____ Record excerpts

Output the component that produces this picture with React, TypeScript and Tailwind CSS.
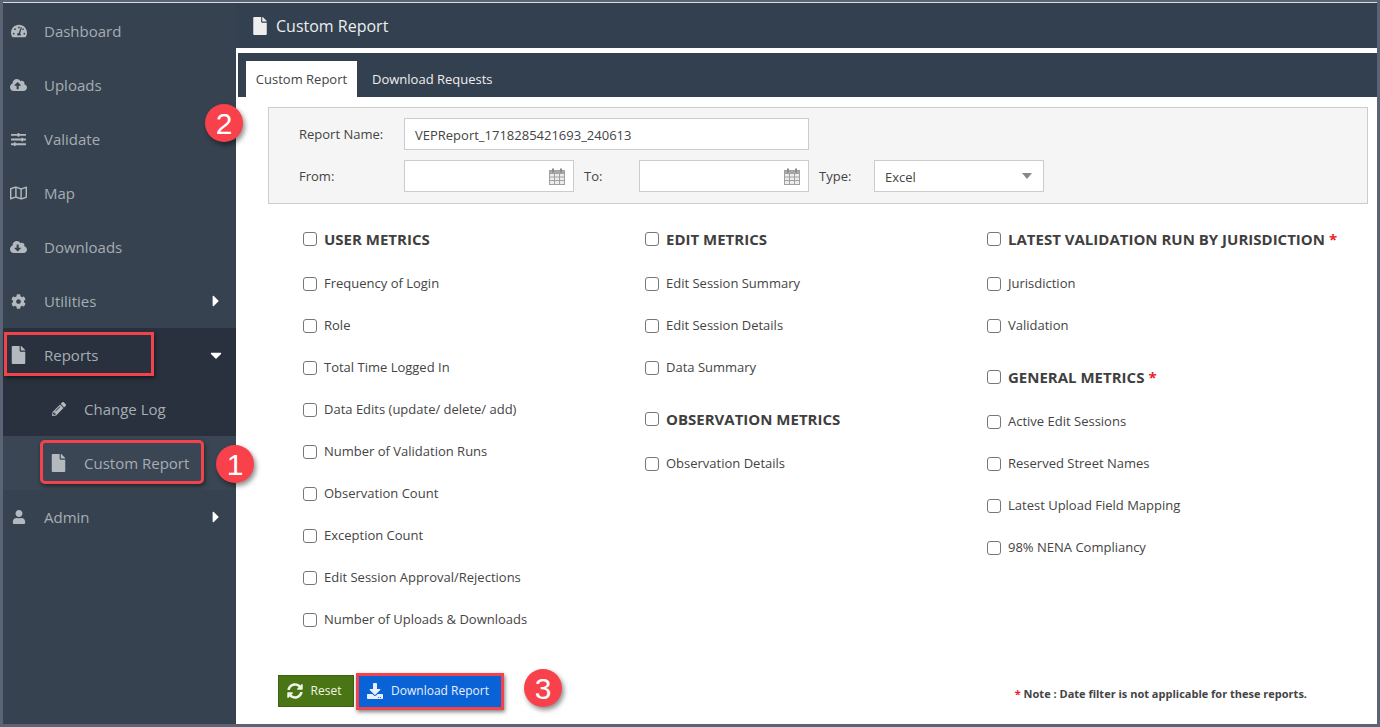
import type { ReactNode } from "react"
import {
  FaTachometerAlt,
  FaCloudUploadAlt,
  FaSlidersH,
  FaRegMap,
  FaCloudDownloadAlt,
  FaCog,
  FaFile,
  FaPencilAlt,
  FaUser,
  FaSyncAlt,
  FaDownload,
  FaCaretRight,
  FaCaretDown,
} from "react-icons/fa"

const navTop = [
  { name: "Dashboard", icon: <FaTachometerAlt size={16} /> },
  { name: "Uploads", icon: <FaCloudUploadAlt size={18} /> },
  { name: "Validate", icon: <FaSlidersH size={15} /> },
  { name: "Map", icon: <FaRegMap size={18} /> },
  { name: "Downloads", icon: <FaCloudDownloadAlt size={18} /> },
]

const columns = [
  [
    {
      title: "USER METRICS",
      items: [
        "Frequency of Login",
        "Role",
        "Total Time Logged In",
        "Data Edits (update/ delete/ add)",
        "Number of Validation Runs",
        "Observation Count",
        "Exception Count",
        "Edit Session Approval/Rejections",
        "Number of Uploads & Downloads",
      ],
    },
  ],
  [
    { title: "EDIT METRICS", items: ["Edit Session Summary", "Edit Session Details", "Data Summary"] },
    { title: "OBSERVATION METRICS", items: ["Observation Details"] },
  ],
  [
    { title: "LATEST VALIDATION RUN BY JURISDICTION", star: true, items: ["Jurisdiction", "Validation"] },
    {
      title: "GENERAL METRICS",
      star: true,
      items: ["Active Edit Sessions", "Reserved Street Names", "Latest Upload Field Mapping", "98% NENA Compliancy"],
    },
  ],
]

function NavRow({ icon, name, caret, className }: { icon: ReactNode; name: string; caret?: ReactNode; className?: string }) {
  return (
    <div className={`flex h-[54px] items-center pr-[11px] pl-[7px] text-[15px] text-[#a6adb4] ${className ?? ""}`}>
      <span className="flex w-[17px] justify-center text-[#b4b9bf]">{icon}</span>
      <span className="ml-[17px] flex-1">{name}</span>
      {caret && <span className="text-white">{caret}</span>}
    </div>
  )
}

function SubRow({ icon, name, className }: { icon: ReactNode; name: string; className?: string }) {
  return (
    <div className={`flex h-[54px] items-center pl-[47px] text-[15px] text-[#a6adb4] ${className ?? ""}`}>
      <span className="flex w-[17px] justify-center text-[#b4b9bf]">{icon}</span>
      <span className="ml-[17px]">{name}</span>
    </div>
  )
}

function Check() {
  return <span className="mr-[7px] inline-block h-[14px] w-[14px] shrink-0 rounded-[3px] border border-[#777] bg-white" />
}

function CalendarIcon() {
  return (
    <svg width="16" height="17" viewBox="0 0 16 17" fill="none" stroke="#a0a0a0" strokeWidth="1">
      <rect x="0.5" y="2.5" width="15" height="14" fill="#ececec" />
      <rect x="0.5" y="2.5" width="15" height="3" fill="#a8a8a8" />
      <path d="M4 0.5v4M12 0.5v4" strokeWidth="2" stroke="#8c8c8c" />
      <path d="M5.5 5.5v11M10.5 5.5v11M0.5 9h15M0.5 12.5h15" />
    </svg>
  )
}

function DateInput() {
  return (
    <div className="flex h-[32px] w-[170px] items-center justify-end border border-[#ccc] bg-white pr-[8px]">
      <CalendarIcon />
    </div>
  )
}

function Badge({ n, className }: { n: number; className: string }) {
  return (
    <div
      className={`absolute flex h-[38px] w-[38px] items-center justify-center rounded-full bg-[#f8414a] font-['Liberation_Sans',sans-serif] text-[30px] text-white shadow-[2px_3px_5px_rgba(0,0,0,0.45)] ${className}`}
    >
      {n}
    </div>
  )
}

export default function App() {
  return (
    <div className="relative flex h-[727px] w-[1380px] flex-col overflow-hidden bg-[#5b6475] pt-[2px] pr-[3px] pb-[3px] pl-[3px] font-['Open_Sans',sans-serif] text-[#444]">
      <div className="h-px shrink-0 bg-[#d8dbe0]" />
      <div className="flex min-h-0 flex-1">
        <aside className="w-[233px] shrink-0 bg-[#36424f] pt-px">
          {navTop.map((n) => (
            <NavRow key={n.name} name={n.name} icon={n.icon} />
          ))}
          <NavRow name="Utilities" icon={<FaCog size={15} />} caret={<FaCaretRight size={18} />} />
          <NavRow name="Reports" icon={<FaFile size={18} />} caret={<FaCaretDown size={18} />} className="bg-[#28313d]" />
          <SubRow name="Change Log" icon={<FaPencilAlt size={14} />} className="bg-[#28313d]" />
          <SubRow name="Custom Report" icon={<FaFile size={18} />} className="bg-[#3a4653]" />
          <NavRow name="Admin" icon={<FaUser size={14} />} caret={<FaCaretRight size={18} />} />
        </aside>

        <main className="flex min-w-0 flex-1 flex-col bg-white">
          <header className="flex h-[45px] shrink-0 items-center bg-[#33404f] pl-[16px] text-[16px] text-[#eceef0]">
            <FaFile size={18} className="mr-[7px] -ml-px text-[#eeeeee]" />
            Custom Report
          </header>

          <div className="mt-[5px] ml-[2px] flex h-[44px] shrink-0 items-end bg-[#33404f] pl-[8px] text-[13px]">
            <div className="flex h-[36px] w-[111px] items-center justify-center bg-white pt-[2px] text-[#444]">Custom Report</div>
            <div className="flex h-[36px] items-center pt-[2px] pl-[15px] text-[#eeeeee]">Download Requests</div>
          </div>

          <section className="mt-[10px] ml-[32px] flex h-[97px] w-[1100px] shrink-0 flex-col gap-[10px] border border-[#ccc] bg-[#f5f5f5] pt-[10px] pl-[30px] text-[13px]">
            <div className="flex items-center">
              <label className="w-[105px] pt-[2px]">Report Name:</label>
              <div className="flex h-[32px] w-[405px] items-center border border-[#ccc] bg-white pt-[4px] pl-[10px]">
                VEPReport_1718285421693_240613
              </div>
            </div>
            <div className="flex items-center">
              <label className="w-[105px] pt-[2px]">From:</label>
              <DateInput />
              <label className="w-[65px] pt-[2px] pl-[10px]">To:</label>
              <DateInput />
              <label className="w-[65px] pt-[2px] pl-[10px]">Type:</label>
              <div className="flex h-[32px] w-[170px] items-center justify-between border border-[#ccc] bg-white pr-[11px] pl-[10px]">
                <span className="pt-[4px]">Excel</span>
                <span className="h-0 w-0 border-x-[5px] border-t-[6px] border-x-transparent border-t-[#888]" />
              </div>
            </div>
          </section>

          <div className="mt-[15px] ml-[67px] grid flex-1 grid-cols-[342px_342px_auto] text-[13px]">
            {columns.map((groups, i) => (
              <div key={i}>
                {groups.map((g, j) => (
                  <div key={g.title} className={j > 0 ? "mt-[10px]" : ""}>
                    <div className="mb-[4px] flex h-[40px] items-center text-[15px] font-bold text-[#3f3f3f]">
                      <Check />
                      {g.title}
                      {g.star && <span className="ml-[4px] text-[#e8202a]">*</span>}
                    </div>
                    {g.items.map((item) => (
                      <div key={item} className="flex h-[42px] items-center">
                        <Check />
                        {item}
                      </div>
                    ))}
                  </div>
                ))}
              </div>
            ))}
          </div>

          <footer className="mb-[17px] ml-[42px] flex h-[32px] shrink-0 items-center gap-[4px] text-[12px]">
            <button className="flex h-[32px] w-[76px] items-center justify-center border border-[#3c6310] bg-[#4a7514] pr-[4px] text-[#f1f4ea]">
              <FaSyncAlt size={16} className="mr-[8px]" />
              Reset
            </button>
            <button className="flex h-[32px] w-[143px] items-center justify-center bg-[#0a63d6] pr-[3px] text-[#e8f0fb]">
              <FaDownload size={16} className="mr-[8px]" />
              Download Report
            </button>
            <div className="ml-auto pt-[7px] pr-[70px] text-[11px] font-bold text-[#444]">
              <span className="text-[#e8202a]">*</span> Note : Date filter is not applicable for these reports.
            </div>
          </footer>
        </main>
      </div>

      {/* annotations over the screenshot */}
      <div className="absolute top-[332px] left-[4px] h-[44px] w-[150px] border-[3px] border-[#f0434b] shadow-[1px_2px_4px_rgba(0,0,0,0.5)]" />
      <div className="absolute top-[440px] left-[40px] h-[44px] w-[164px] rounded-[5px] border-[3px] border-[#f0434b] shadow-[1px_2px_4px_rgba(0,0,0,0.5)]" />
      <div className="absolute top-[673px] left-[356px] h-[37px] w-[148px] border-[3px] border-[#f0434b] shadow-[1px_2px_4px_rgba(0,0,0,0.5)]" />
      <Badge n={2} className="top-[104px] left-[205px]" />
      <Badge n={1} className="top-[445px] left-[216px]" />
      <Badge n={3} className="top-[669px] left-[524px]" />
    </div>
  )
}
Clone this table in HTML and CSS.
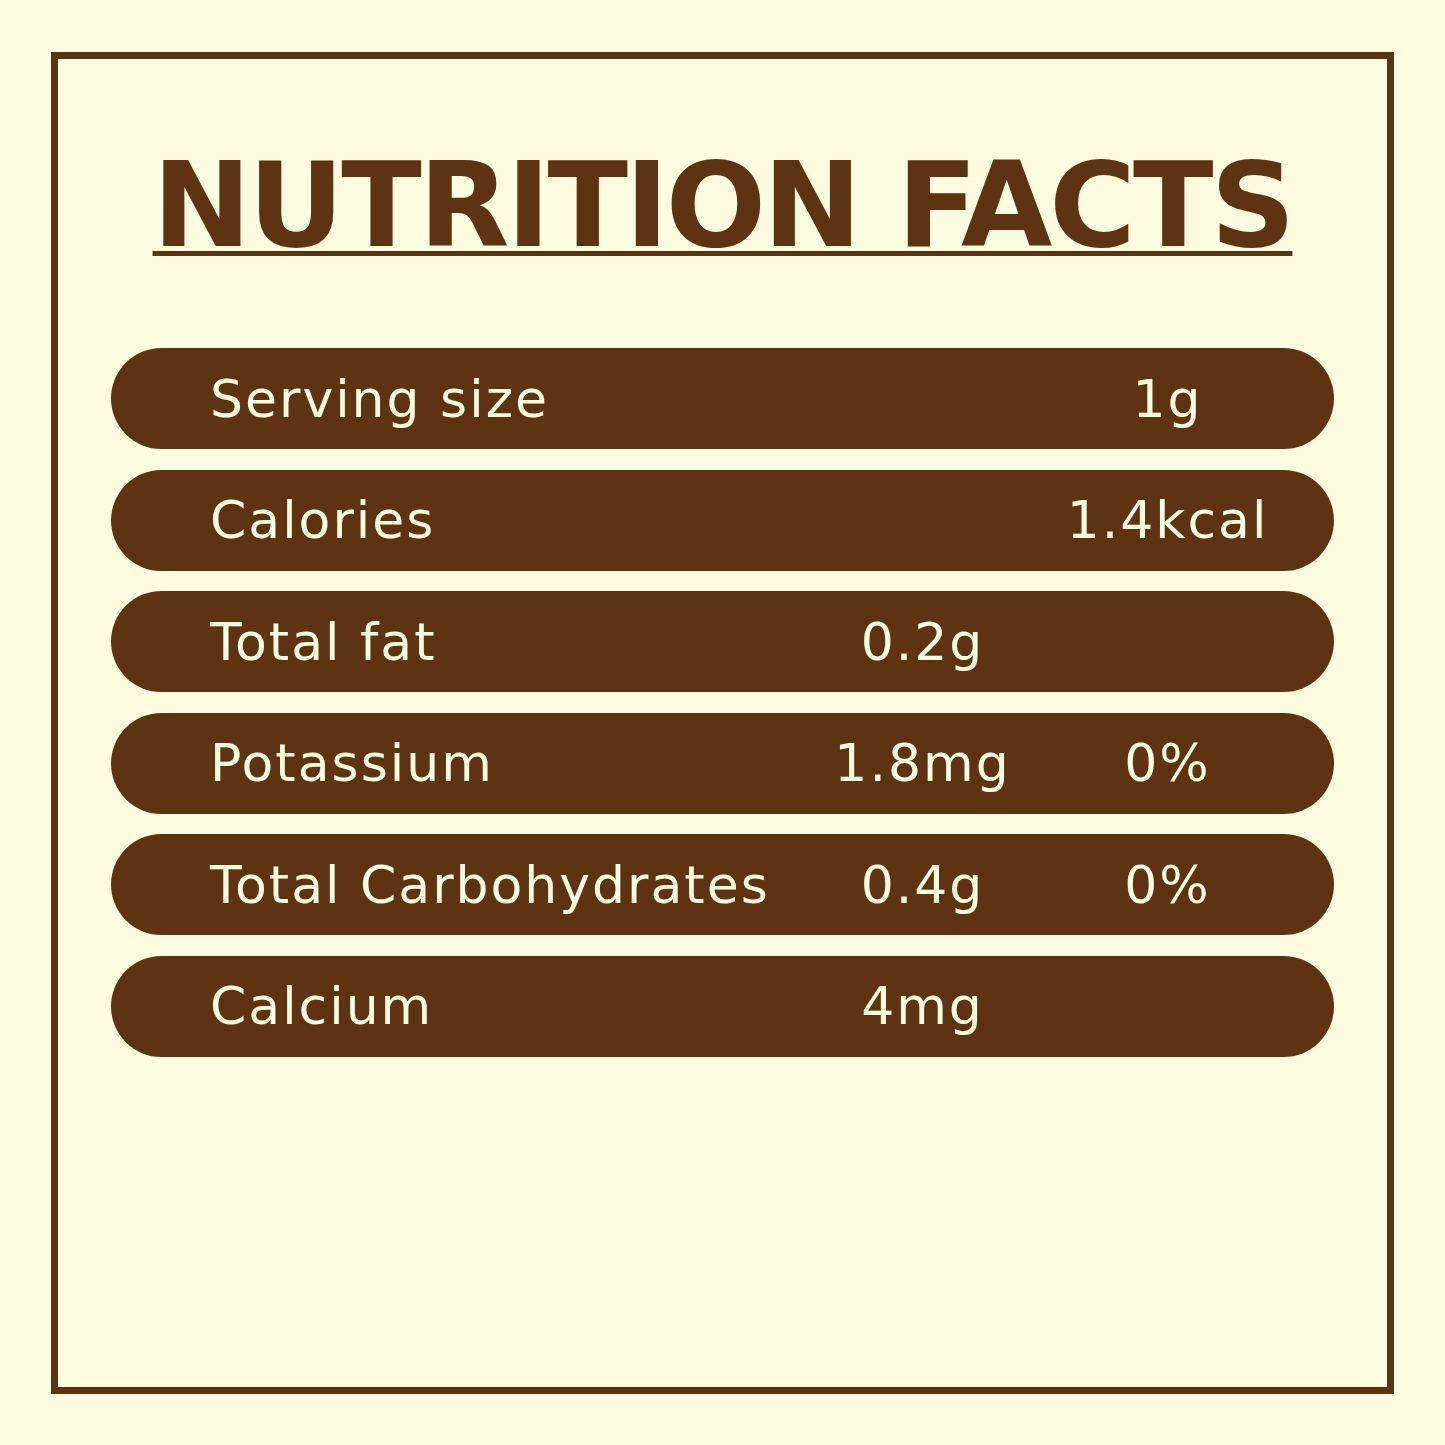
FILE: index.html
```html
<!DOCTYPE html>
<html>
<head>
<meta charset="utf-8">
<link rel="stylesheet" href="styles.css">
</head>
<body>
<div class="frame">
  <h1 class="title"><span class="title-text">NUTRITION FACTS</span></h1>
  <div class="rows">
    <div class="row"><span class="label">Serving size</span><span class="val"></span><span class="pct">1g</span></div>
    <div class="row"><span class="label">Calories</span><span class="val"></span><span class="pct">1.4kcal</span></div>
    <div class="row"><span class="label">Total fat</span><span class="val">0.2g</span><span class="pct"></span></div>
    <div class="row"><span class="label">Potassium</span><span class="val">1.8mg</span><span class="pct">0%</span></div>
    <div class="row"><span class="label">Total Carbohydrates</span><span class="val">0.4g</span><span class="pct">0%</span></div>
    <div class="row"><span class="label">Calcium</span><span class="val">4mg</span><span class="pct"></span></div>
  </div>
</div>
</body>
</html>
```

FILE: styles.css
```css
html, body {
  margin: 0;
  padding: 0;
  background: #fefcdf;
}
body {
  padding: 52px 51px;
  font-family: "DejaVu Sans", sans-serif;
}
.frame {
  box-sizing: border-box;
  width: 1343px;
  height: 1342px;
  border: 7px solid #5e3313;
  padding: 0 53px;
  display: flex;
  flex-direction: column;
  align-items: stretch;
}
.title {
  margin: 87px 0 0;
  text-align: center;
  font-size: 118px;
  line-height: 118px;
  font-weight: bold;
  color: #5e3313;
  letter-spacing: -3px;
}
.title-text {
  text-decoration: underline;
  text-decoration-thickness: 5px;
  text-underline-offset: 5px;
}
.rows {
  margin-top: 84px;
  display: flex;
  flex-direction: column;
  gap: 20.6px;
}
.row {
  height: 101px;
  border-radius: 51px;
  background: #5e3313;
  color: #fefcdf;
  display: grid;
  grid-template-columns: 1fr 245px 245px;
  align-items: center;
  padding: 0 44px 0 99px;
  font-size: 52px;
  letter-spacing: 2px;
}
.label {
  white-space: nowrap;
}
.val, .pct {
  text-align: center;
  white-space: nowrap;
}
```
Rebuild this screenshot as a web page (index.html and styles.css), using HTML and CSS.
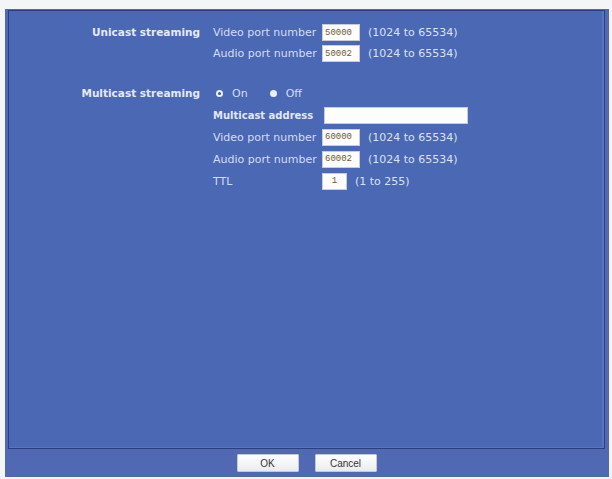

________

== What needs to be done ==
Quote, please, only the lines running from the one with "Clone this table in HTML and CSS." down to the final line of the data above, keeping both ends and skipping the pictures.

== Completed exercise ==
Clone this table in HTML and CSS.
FILE: index.html
```html
<!DOCTYPE html>
<html>
<head>
<meta charset="utf-8">
<link rel="stylesheet" href="styles.css">
</head>
<body>
<div class="frame">
  <h1 class="title"><span class="title-text">NUTRITION FACTS</span></h1>
  <div class="rows">
    <div class="row"><span class="label">Serving size</span><span class="val"></span><span class="pct">1g</span></div>
    <div class="row"><span class="label">Calories</span><span class="val"></span><span class="pct">1.4kcal</span></div>
    <div class="row"><span class="label">Total fat</span><span class="val">0.2g</span><span class="pct"></span></div>
    <div class="row"><span class="label">Potassium</span><span class="val">1.8mg</span><span class="pct">0%</span></div>
    <div class="row"><span class="label">Total Carbohydrates</span><span class="val">0.4g</span><span class="pct">0%</span></div>
    <div class="row"><span class="label">Calcium</span><span class="val">4mg</span><span class="pct"></span></div>
  </div>
</div>
</body>
</html>
```

FILE: styles.css
```css
html, body {
  margin: 0;
  padding: 0;
  background: #fefcdf;
}
body {
  padding: 52px 51px;
  font-family: "DejaVu Sans", sans-serif;
}
.frame {
  box-sizing: border-box;
  width: 1343px;
  height: 1342px;
  border: 7px solid #5e3313;
  padding: 0 53px;
  display: flex;
  flex-direction: column;
  align-items: stretch;
}
.title {
  margin: 87px 0 0;
  text-align: center;
  font-size: 118px;
  line-height: 118px;
  font-weight: bold;
  color: #5e3313;
  letter-spacing: -3px;
}
.title-text {
  text-decoration: underline;
  text-decoration-thickness: 5px;
  text-underline-offset: 5px;
}
.rows {
  margin-top: 84px;
  display: flex;
  flex-direction: column;
  gap: 20.6px;
}
.row {
  height: 101px;
  border-radius: 51px;
  background: #5e3313;
  color: #fefcdf;
  display: grid;
  grid-template-columns: 1fr 245px 245px;
  align-items: center;
  padding: 0 44px 0 99px;
  font-size: 52px;
  letter-spacing: 2px;
}
.label {
  white-space: nowrap;
}
.val, .pct {
  text-align: center;
  white-space: nowrap;
}
```
Rebuild this screenshot as a web page (index.html and styles.css), using HTML and CSS.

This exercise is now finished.